Но сейчас же снова и снова вспоминались ей счастливые минуты, когда, торопясь-горячась, она подходила к своему корпусу, накидывала на ходу халат и летела из раздевалки наверх, надеясь встретить Сторожева еще в коридоре. А потом — притихшая, ощущая в груди холодок, заходила в восьмую палату, старалась не смотреть на него, но видела только его.

Ей захотелось посмотреть, где он живет.

От трамвайной остановки к его дому шла она украдисто, словно бы кто-то мог догадаться, куда это она идет и что при этом думает. В незнакомый подъезд вошла, чуя в висках невнятный тук, как от вина.

Вот она, его дверь, — обычная, не лучше и не хуже любой другой. Саша замедлила против нее шаги, прислушалась и едва удержала себя, чтоб не потрогать дверную скобу. Потом — не стоять же перед дверью! — она поднялась на площадку между этажами и остановилась у окна.
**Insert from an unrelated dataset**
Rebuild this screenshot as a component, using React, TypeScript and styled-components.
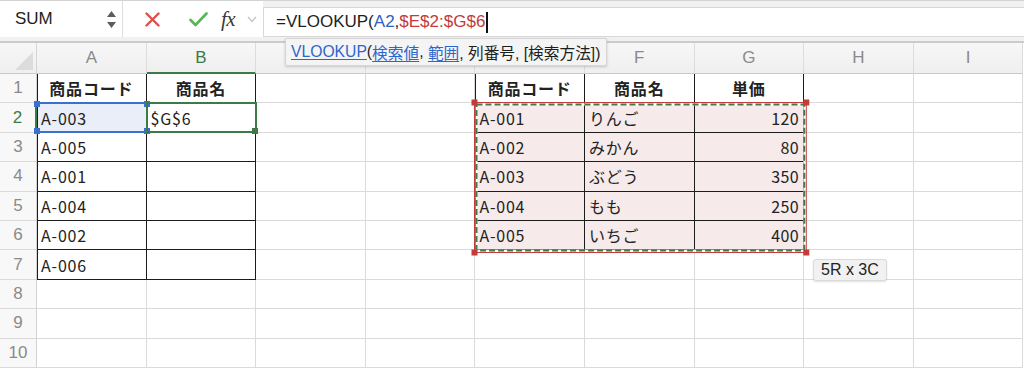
import React from 'react';
import styled, { createGlobalStyle } from 'styled-components';

const COLW = 109.6;
const ROWH = 29.4;
const HEADH = 31;
const RHW = 37;

const BLUE = '#3b6fd0';
const GREEN = '#3c7b48';
const RED = '#c23c3c';
const DARK = '#1c1c1c';
const GRID = '#dadada';

const GlobalStyle = createGlobalStyle`
  html, body { margin: 0; padding: 0; background: #fff; overflow: hidden; }
  body { font-family: "Liberation Sans", "Noto Sans CJK JP", sans-serif; }
  * { box-sizing: border-box; }
`;

const Page = styled.div`
  position: relative;
  width: 1024px;
  height: 369px;
  overflow: hidden;
  background: #fff;
`;

const Toolbar = styled.div`
  display: flex;
  height: 43px;
  border-top: 1px solid #d3d3d3;
  border-bottom: 2px solid #cbcbcb;
  padding-bottom: 4px;
  background: #f1f1f1;
`;

const NameBox = styled.div`
  width: 123px;
  background: #fff;
  border-right: 1px solid #dedede;
  display: flex;
  align-items: center;
  justify-content: space-between;
  padding: 0 6px 0 15px;
  font-size: 17px;
  color: #1e1e1e;
`;

const Spinner = styled.div`
  display: flex;
  flex-direction: column;
  gap: 5px;
  align-items: center;
`;

const IconGroup = styled.div`
  width: 140px;
  background: #fff;
  display: flex;
  align-items: center;
  padding-left: 22px;
`;

const IconSlot = styled.div<{ $w: number }>`
  width: ${(p) => p.$w}px;
  display: flex;
  align-items: center;
  justify-content: flex-start;
`;

const Fx = styled.span`
  font-family: "Liberation Serif", serif;
  font-style: italic;
  font-size: 21px;
  color: #3a3a3a;
  letter-spacing: -0.5px;
`;

const FormulaBox = styled.div`
  flex: 1;
  margin-top: 6px;
  background: #fff;
  border: 1px solid #d8d8d8;
  border-right: none;
  display: flex;
  align-items: center;
  padding-left: 12px;
  font-size: 17px;
  color: #1e1e1e;
  white-space: pre;
`;

const Tok = styled.span<{ $c?: string }>`
  color: ${(p) => p.$c || '#1e1e1e'};
`;

const Caret = styled.span`
  display: inline-block;
  width: 1.5px;
  height: 21px;
  background: #111;
  margin-left: 1px;
`;

const Tooltip = styled.div`
  position: absolute;
  left: 285px;
  top: 38px;
  height: 28px;
  background: #f4f4f4;
  border: 1px solid #d6d6d6;
  border-radius: 2px;
  box-shadow: 0 1px 3px rgba(0, 0, 0, 0.18);
  display: flex;
  align-items: center;
  padding: 0 6px 0 5px;
  font-size: 15.7px;
  color: #1e1e1e;
  white-space: pre;
  z-index: 5;
`;

const Link = styled.span`
  color: #2c66cf;
  text-decoration: underline;
  text-underline-offset: 2px;
`;

const Sheet = styled.div`
  position: relative;
  display: grid;
  grid-template-columns: ${RHW}px repeat(9, ${COLW}px);
  grid-template-rows: ${HEADH}px repeat(10, ${ROWH}px);
  width: 1024px;
  overflow: hidden;
`;

const Corner = styled.div`
  background: linear-gradient(#f7f7f7, #efefef);
  border-right: 1px solid #d6d6d6;
  border-bottom: 1px solid #c8c8c8;
  display: flex;
  align-items: flex-end;
  justify-content: flex-end;
  padding: 0 3px 3px 0;
`;

const ColHead = styled.div<{ $active?: boolean }>`
  background: linear-gradient(#f7f7f7, #efefef);
  border-right: 1px solid #dcdcdc;
  border-bottom: ${(p) => (p.$active ? `2px solid ${GREEN}` : '1px solid #c8c8c8')};
  display: flex;
  align-items: center;
  justify-content: center;
  font-size: 17px;
  color: ${(p) => (p.$active ? GREEN : '#8a8a8a')};
`;

const RowHead = styled.div<{ $active?: boolean }>`
  background: #f8f8f8;
  border-right: ${(p) => (p.$active ? `2px solid ${GREEN}` : '1px solid #d2d2d2')};
  border-bottom: 1px solid ${GRID};
  display: flex;
  align-items: center;
  justify-content: center;
  font-size: 17px;
  color: ${(p) => (p.$active ? GREEN : '#8a8a8a')};
`;

const Cell = styled.div<{
  $darkR?: boolean;
  $darkB?: boolean;
  $darkL?: boolean;
  $fill?: string;
  $align?: string;
  $bold?: boolean;
}>`
  border-right: 1px solid ${(p) => (p.$darkR ? DARK : GRID)};
  border-bottom: 1px solid ${(p) => (p.$darkB ? DARK : GRID)};
  box-shadow: ${(p) => (p.$darkL ? `inset 1px 0 0 ${DARK}` : 'none')};
  background: ${(p) => p.$fill || '#fff'};
  display: flex;
  align-items: center;
  justify-content: ${(p) =>
    p.$align === 'center' ? 'center' : p.$align === 'right' ? 'flex-end' : 'flex-start'};
  padding: 0 4px 0 4px;
  font-family: "Noto Sans CJK JP", sans-serif;
  font-size: 16px;
  letter-spacing: ${(p) => (p.$align === 'right' ? '0.4px' : '0.8px')};
  font-weight: ${(p) => (p.$bold ? 700 : 400)};
  color: #222;
  white-space: nowrap;
  overflow: hidden;
`;

const Overlay = styled.div`
  position: absolute;
  pointer-events: none;
`;

const RefBox = styled(Overlay)`
  border-top: 2px solid ${BLUE};
  border-bottom: 2px solid ${BLUE};
`;

const ActiveBox = styled(Overlay)`
  border: 2px solid ${GREEN};
`;

const Handle = styled.div<{ $c: string; $x: 'l' | 'r'; $y: 't' | 'b'; $s?: number }>`
  position: absolute;
  width: ${(p) => p.$s || 6}px;
  height: ${(p) => p.$s || 6}px;
  background: ${(p) => p.$c};
  ${(p) => (p.$x === 'l' ? 'left' : 'right')}: -3px;
  ${(p) => (p.$y === 't' ? 'top' : 'bottom')}: -3.5px;
`;

const Tag = styled.div`
  position: absolute;
  left: 813px;
  top: 216px;
  height: 22px;
  padding: 0 7px;
  background: #f1f1f1;
  border: 1px solid #dadada;
  border-radius: 3px;
  box-shadow: 0 1px 2px rgba(0, 0, 0, 0.12);
  display: flex;
  align-items: center;
  font-size: 16px;
  color: #222;
`;

type CellDef = {
  text?: string;
  bold?: boolean;
  align?: string;
  fill?: string;
  darkR?: boolean;
  darkB?: boolean;
  darkL?: boolean;
};

const leftA = ['A-003', 'A-005', 'A-001', 'A-004', 'A-002', 'A-006'];
const rightE = ['A-001', 'A-002', 'A-003', 'A-004', 'A-005'];
const rightF = ['りんご', 'みかん', 'ぶどう', 'もも', 'いちご'];
const rightG = ['120', '80', '350', '250', '400'];

function buildCells(): CellDef[][] {
  const rows: CellDef[][] = [];
  for (let r = 0; r < 10; r++) {
    const row: CellDef[] = [];
    for (let c = 0; c < 9; c++) {
      const d: CellDef = {};
      const inLeft = r <= 6 && c <= 1;
      const inRight = r <= 5 && c >= 4 && c <= 6;
      if (inLeft || inRight) {
        d.darkR = true;
        d.darkB = true;
        if (c === 0 || c === 4) d.darkL = true;
      }
      if (r === 0) {
        if (c === 0) d.text = '商品コード';
        if (c === 1) d.text = '商品名';
        if (c === 4) d.text = '商品コード';
        if (c === 5) d.text = '商品名';
        if (c === 6) d.text = '単価';
        if (d.text) {
          d.bold = true;
          d.align = 'center';
        }
      } else {
        if (c === 0 && r <= 6) d.text = leftA[r - 1];
        if (c === 1 && r === 1) d.text = '$G$6';
        if (r <= 5 && c === 4) d.text = rightE[r - 1];
        if (r <= 5 && c === 5) d.text = rightF[r - 1];
        if (r <= 5 && c === 6) {
          d.text = rightG[r - 1];
          d.align = 'right';
        }
        if (r <= 5 && inRight) d.fill = '#f6eaea';
        if (r === 1 && c === 0) d.fill = '#e9eef9';
      }
      row.push(d);
    }
    rows.push(row);
  }
  return rows;
}

const cols = ['A', 'B', 'C', 'D', 'E', 'F', 'G', 'H', 'I'];

const Ants: React.FC<{ left: number; top: number; w: number; h: number }> = ({ left, top, w, h }) => {
  const W = w + 4;
  const H = h + 4;
  return (
    <Overlay style={{ left: left - 1.5, top: top - 1.5, width: W, height: H }}>
      <svg width={W} height={H} style={{ overflow: 'visible', display: 'block' }}>
        <rect x={0.5} y={0.5} width={W - 1} height={H - 1} fill="none" stroke={RED} strokeWidth={1} />
        <rect x={2.5} y={2.5} width={W - 5} height={H - 5} fill="none" stroke="#fff" strokeWidth={2} />
        <rect
          x={2.5}
          y={2.5}
          width={W - 5}
          height={H - 5}
          fill="none"
          stroke={GREEN}
          strokeWidth={2}
          strokeDasharray="6 3"
        />
        <rect x={-2.5} y={-2.5} width={6} height={6} fill={RED} />
        <rect x={W - 3.5} y={-2.5} width={6} height={6} fill={RED} />
        <rect x={-2.5} y={H - 3.5} width={6} height={6} fill={RED} />
        <rect x={W - 3.5} y={H - 3.5} width={6} height={6} fill={RED} />
      </svg>
    </Overlay>
  );
};

export default function App() {
  const cells = buildCells();
  const colX = (c: number) => RHW + c * COLW;
  const rowY = (r: number) => HEADH + r * ROWH;

  return (
    <Page>
      <GlobalStyle />
      <Toolbar>
        <NameBox>
          <span>SUM</span>
          <Spinner>
            <svg width="9" height="6" viewBox="0 0 9 6">
              <path d="M4.5 0 L9 6 L0 6 Z" fill="#5c5c5c" />
            </svg>
            <svg width="9" height="6" viewBox="0 0 9 6">
              <path d="M0 0 L9 0 L4.5 6 Z" fill="#5c5c5c" />
            </svg>
          </Spinner>
        </NameBox>
        <IconGroup>
          <IconSlot $w={44}>
            <svg width="15" height="15" viewBox="0 0 15 15">
              <path d="M1.5 1.5 L13.5 13.5 M13.5 1.5 L1.5 13.5" stroke="#de4f4f" strokeWidth="2.4" strokeLinecap="round" />
            </svg>
          </IconSlot>
          <IconSlot $w={32}>
            <svg width="19" height="15" viewBox="0 0 19 15">
              <path d="M1.5 8 L6.5 13 L17.5 1.5" stroke="#57b55a" strokeWidth="2.6" fill="none" strokeLinecap="round" strokeLinejoin="round" />
            </svg>
          </IconSlot>
          <IconSlot $w={26}>
            <Fx>fx</Fx>
          </IconSlot>
          <IconSlot $w={12}>
            <svg width="10" height="7" viewBox="0 0 10 7">
              <path d="M1 1 L5 5.5 L9 1" stroke="#c4c4c4" strokeWidth="1.3" fill="none" />
            </svg>
          </IconSlot>
        </IconGroup>
        <FormulaBox>
          <Tok>=VLOOKUP(</Tok>
          <Tok $c="#2e62c2">A2</Tok>
          <Tok>,</Tok>
          <Tok $c="#c43a3a">$E$2:$G$6</Tok>
          <Caret />
        </FormulaBox>
      </Toolbar>

      <Tooltip>
        <Link>VLOOKUP</Link>(<Link>検索値</Link>, <Link>範囲</Link>, 列番号, [検索方法])
      </Tooltip>

      <Sheet>
        <Corner>
          <svg width="18" height="18" viewBox="0 0 18 18">
            <path d="M18 0 L18 18 L0 18 Z" fill="#dcdcdc" />
          </svg>
        </Corner>
        {cols.map((c) => (
          <ColHead key={c} $active={c === 'B'}>
            {c}
          </ColHead>
        ))}
        {cells.map((row, r) => (
          <React.Fragment key={r}>
            <RowHead $active={r === 1}>{r + 1}</RowHead>
            {row.map((d, c) => (
              <Cell
                key={c}
                $darkR={d.darkR}
                $darkB={d.darkB}
                $darkL={d.darkL}
                $fill={d.fill}
                $align={d.align}
                $bold={d.bold}
              >
                {d.text}
              </Cell>
            ))}
          </React.Fragment>
        ))}

        <RefBox style={{ left: colX(0), top: rowY(1) - 1, width: COLW, height: ROWH + 1 }}>
          <Handle $c={BLUE} $x="l" $y="t" />
          <Handle $c={BLUE} $x="r" $y="t" />
          <Handle $c={BLUE} $x="l" $y="b" />
          <Handle $c={BLUE} $x="r" $y="b" />
        </RefBox>
        <ActiveBox style={{ left: colX(1) - 1, top: rowY(1) - 1, width: COLW + 2, height: ROWH + 1 }}>
          <Handle $c={GREEN} $x="r" $y="b" />
        </ActiveBox>
        <Ants left={colX(4)} top={rowY(1)} w={3 * COLW} h={5 * ROWH} />
        <Tag>5R x 3C</Tag>
      </Sheet>
    </Page>
  );
}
Прямо перед нею стоял планетарий, голубенькое строеньице с куполом. «А что за этим куполом?» — и поднялась этажом выше.

Так, с этажа на этаж поднимаясь, взошла она до чердачного помещения и отсюда залюбовалась на крыши. С печными трубами — то длинными, то присадистыми, с вителью антенн, голубые, зеленые, розовые, холодного цинкового литья и цвета земли — крыши устилали собой все пространство впереди. Они лежали ровно, сплошь, по ним, казалось, можно было гулять так же привычно и просто, как по лугу или по площади или полевой безлюдной дорогой.

…«Отчего этот парень так на меня смотрит? Он что, догадывается, где я была? А вон и другой посматривает с ухмылочкой. Может, я задумалась и о чем-то проговорилась?.. Боже, как много народу, некуда деться». И вышла из трамвая, не доехав до дому.

Но и на тротуаре были все те же люди-люди-люди. И все толпятся, идут туда, идут сюда, встречаются и обгоняют, задевают плечами и сумками, заглядывают тебе в глаза. И чего бы им заглядывать? Может, у меня на лице сейчас что-то такое, о чем догадается и Женя? Нет, сейчас я домой не могу.

Кривая немощеная улочка привела ее на окраину, к кладбищу. Могилы без оградок и памятников, покосившиеся трухлявые кресты, и вдруг часовенка с золоченым крестом, возле которой паслись куры.

Саша привалилась спиной к ветелке, ветелка, качаясь, тихо поскрипывала, пошумливала листвой, навевала сладкую грусть. Интересно, что сейчас делает Сторожев? Заскучал он без своих бумаг и без щелкалки. «И вот опять я о нем… Зачем? Такое случается, говорят, только в недружных семьях, а мы-то с Женей… мы ведь живем хорошо, и я его люблю. Ведь люблю?» И вдруг забеспокоилась, а еще через минуту ее охватила паника. Саша уже готова была бежать снова в город, на люди, но тут из часовенки вышла старушка с ситом: «Гульки, гульки, гульки». На ее зов из-под карниза часовенки, из-за ограды и отовсюду налетели голуби. И пока птицы клевали, а старушка сеяла им пшено и хлебные крошки, о ее ноги все время терся дымчатый котенок. Он и убежал следом за хозяйкой в часовенку, играя на ходу и подпрыгивая. Это Сашу развеселило, и домой она шла успокоенная.